Can I practice without a metronome?
If you have just practiced a part of your piece extensively with a metronome and know how it should sound, turn off the metronome and try to reproduce the same result without ‘Taktell’. Close your eyes and concentrate only on the sound. Later you will be able to do without the metronome when you have learned the important practice steps with the rhythm-giving aid. So, practice like a pro!
What types of metronomes are there?
Mechanical metronomes are made of either plastic or wood. They are wound like a clock and produce a pleasant-sounding mechanical clack. From a certain housing size and price range, a bell is often installed. This additionally marks the first beat of a bar with a separate tone. Mechanical metronomes are – if they are larger – more suitable for stationary use. However, there are also smaller models that can easily be taken to lessons.
Digital metronomes are modern and offer much more functions than the mechanical representatives in higher price ranges. The sound or click is generated electronically. However, they also always require power for this, usually in the form of one, or depending on the size, several batteries. Depending on the equipment, a tap tempo function allows the user to preset the tempo of the metronome by typing, so that one saves the manual setting. Headphone jacks are also obligatory from a certain size.

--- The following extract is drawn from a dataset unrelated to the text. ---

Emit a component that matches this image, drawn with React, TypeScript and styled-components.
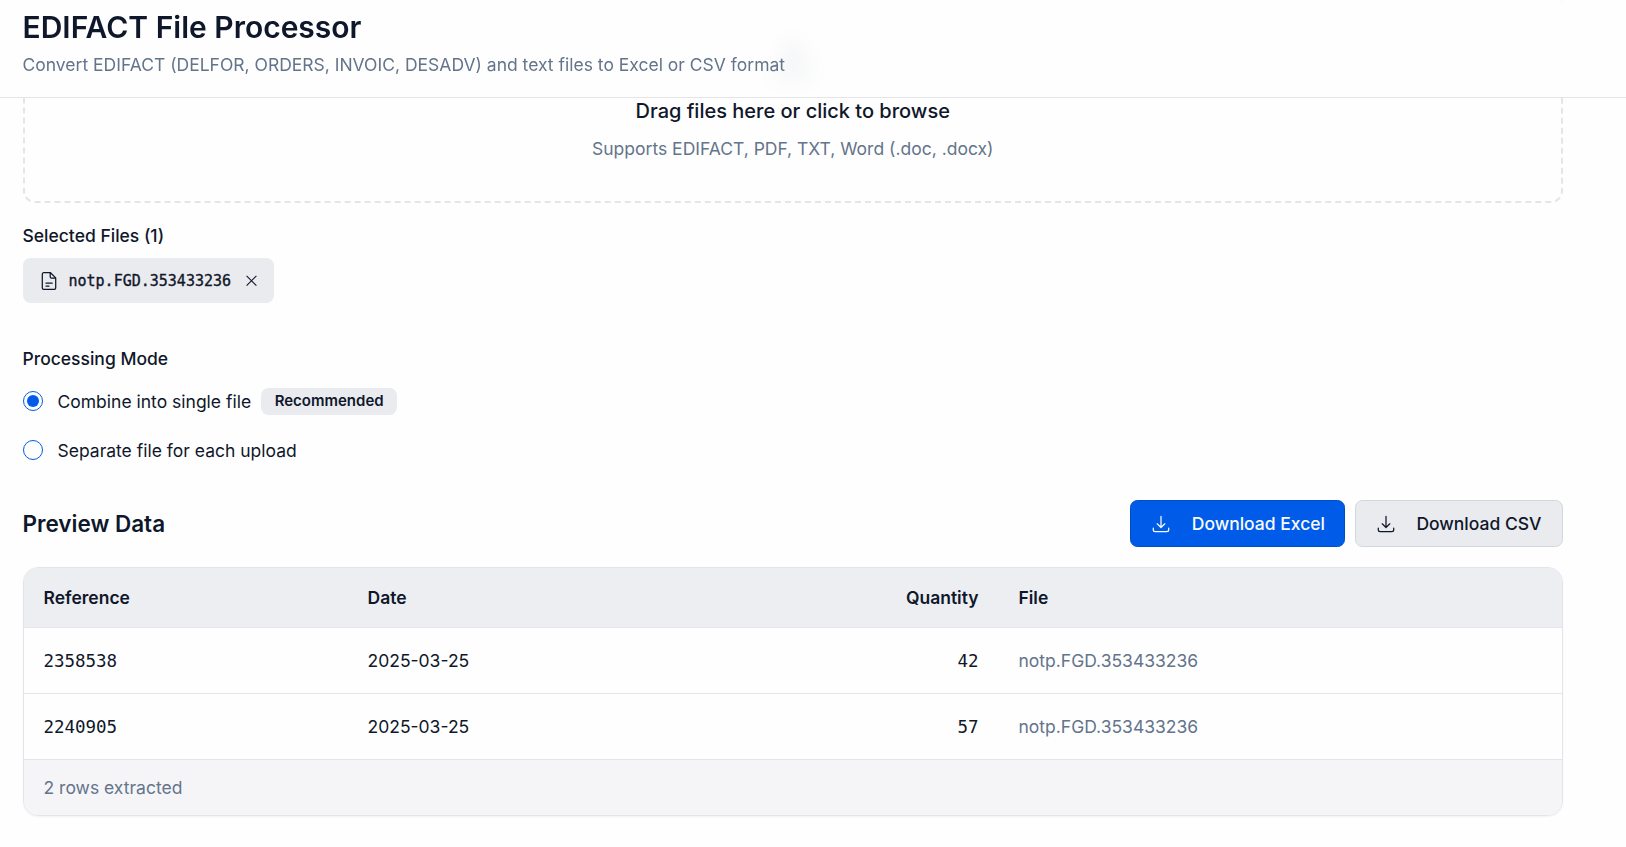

Metronome apps are much more practical when it comes to transporting the beat generator, because we actually always have our smartphone with us. And functionally, of course, these metronomes are way ahead. With them, rhythm training is child’s play. The biggest problem is often the volume, since many smartphones have the volume of the device throttled for hearing protection reasons. Whether you can hear the metronome app over the smartphone’s speakers while practicing simply has to be tried out. Otherwise, almost every smartphone offers a headphone output anyway.